Our usual practice at LittleChuteMatters.org is to avoid endorsing candidates for office. Instead, we try to encourage debate about public policy issues that matter to our community, rather than endorsing individual candidates in their bids for public office.
But today, I’ll hang my editor’s hat on the hatrack over in the corner, and just write from my sometimes-partisan perspective about Tuesday’s recall election. Even so, because this is such an unusual election, you may find that my reasons for supporting Governor Scott Walker and Lieutenant-Governor Rebecca Kleefisch in Tuesday’s recall election resonate with you regardless of your party affiliation.
So without further ado, here are my three reasons for voting for Governor Walker on Tuesday.
Reason #1: This election is about Courage
Scott Walker has made the point this year, in numerous speeches around the state, that this recall election is about Courage. It’s about the Courage that every elected official should have, to clearly state his or her policy goals and objectives, and then actually do what he said he’d do after taking office.
I believe that balancing the state budget is the most important accomplishment of Governor Walker in the time that he’s been governor. That’s my Reason #2 below. But having the Courage to balance a budget that’s been out-of-whack for over a decade, and do so in the face of great opposition, is more important to me that the actual accomplishment of balancing the budget. Because without Scott Walker’s Courage, we never would have arrived at a balanced budget for our state. Which is why Courage is my “Reason #1” and actually Balancing the Budget is “Reason #2”.
Whether or not all of us across the state agree with the direction that Scott Walker has taken is not the point here. There are many people across the state, mostly Democrats, who believe that Governor Walker’s goals are misguided. The point isn’t even about whether or not a majority of people believe Governor Walker is doing a good job. After all, many of us have an itch to be “Armchair Quarterbacks” in politics. The approval rating of many Governors (and Presidents) often drops (sometimes dramatically) after the initial first months of “honeymoon” are over, often because the job is far more difficult than anyone expected. No, the point here is whether or not the Governor “took the bull by the horns” and did what he promised to do, despite the obstacles.
The courage to overcome obstacles in office is a character trait that I want to see in all of my elected representatives. I expect to elect men and women of Courage to work through the difficult and often very trying issues of state. I can’t be in Madison every day, and I can’t become an expert on every issue that comes before the Governor and the Legislature. So I choose people of good character to represent me in Madison, to do a good job in my stead. That’s what it means to be “Represented” by my elected officials in Madison.

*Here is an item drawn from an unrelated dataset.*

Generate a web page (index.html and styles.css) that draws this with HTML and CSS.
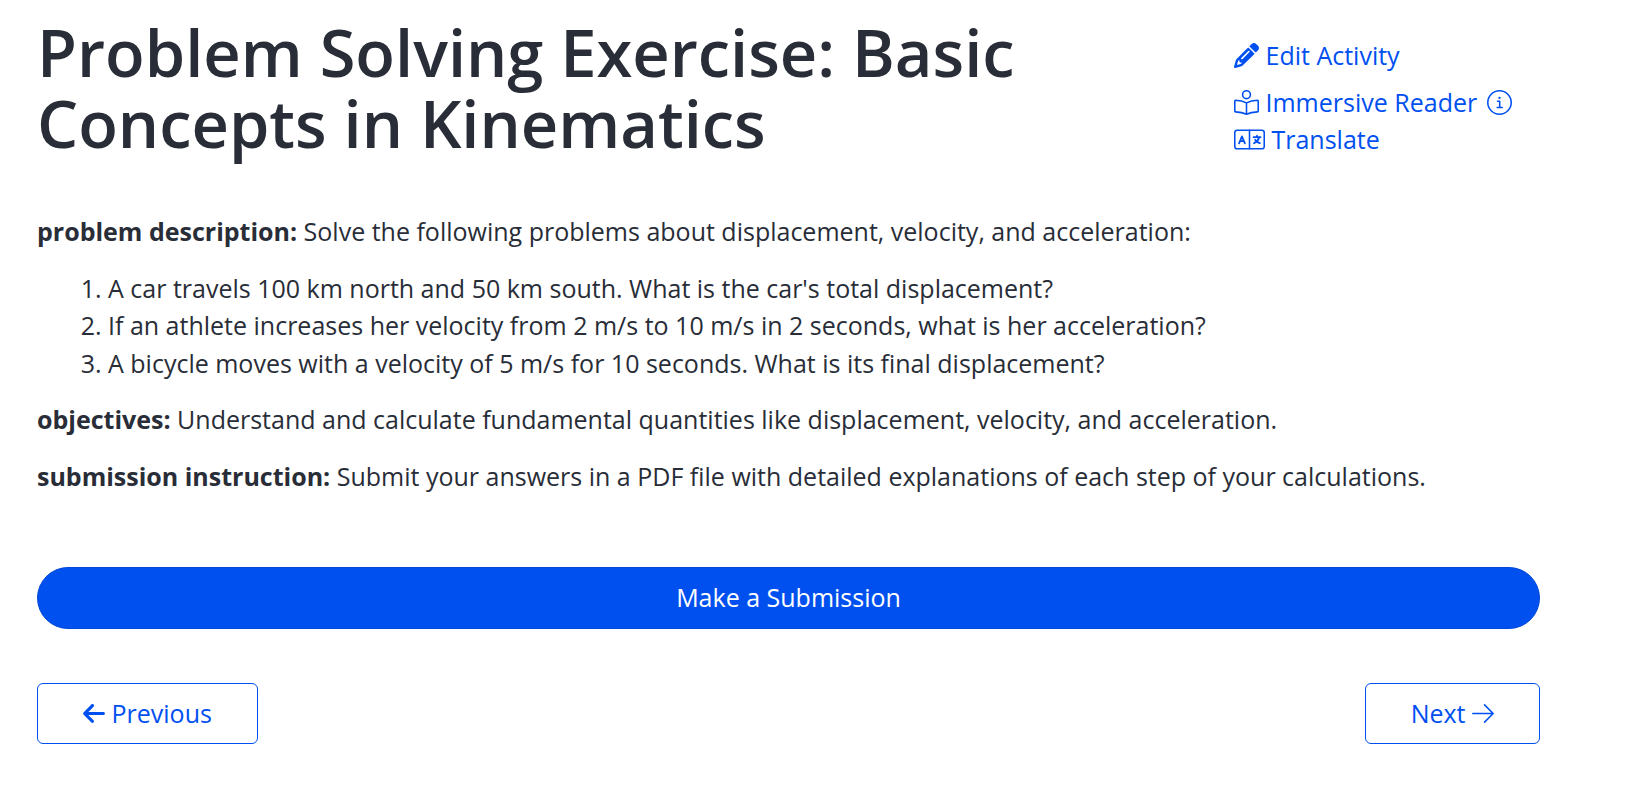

But this year has been different. There have been outrageous personal attacks leveled at our elected officials almost daily over the past year. Legislators have had to go home and tell their young children “no, the protesters can’t get inside our home”. Female legislators have had hulking men tower over them and spit on them as they walk into their offices. Male legislators have been subjected to crude and grotesque displays of disdain for their person and their elected office, while at work on the state’s business. When I consider the kind of abuse that our Governor and Legislators have endured, over more than a year’s time, the value of Courage in my elected representatives becomes especially important to me.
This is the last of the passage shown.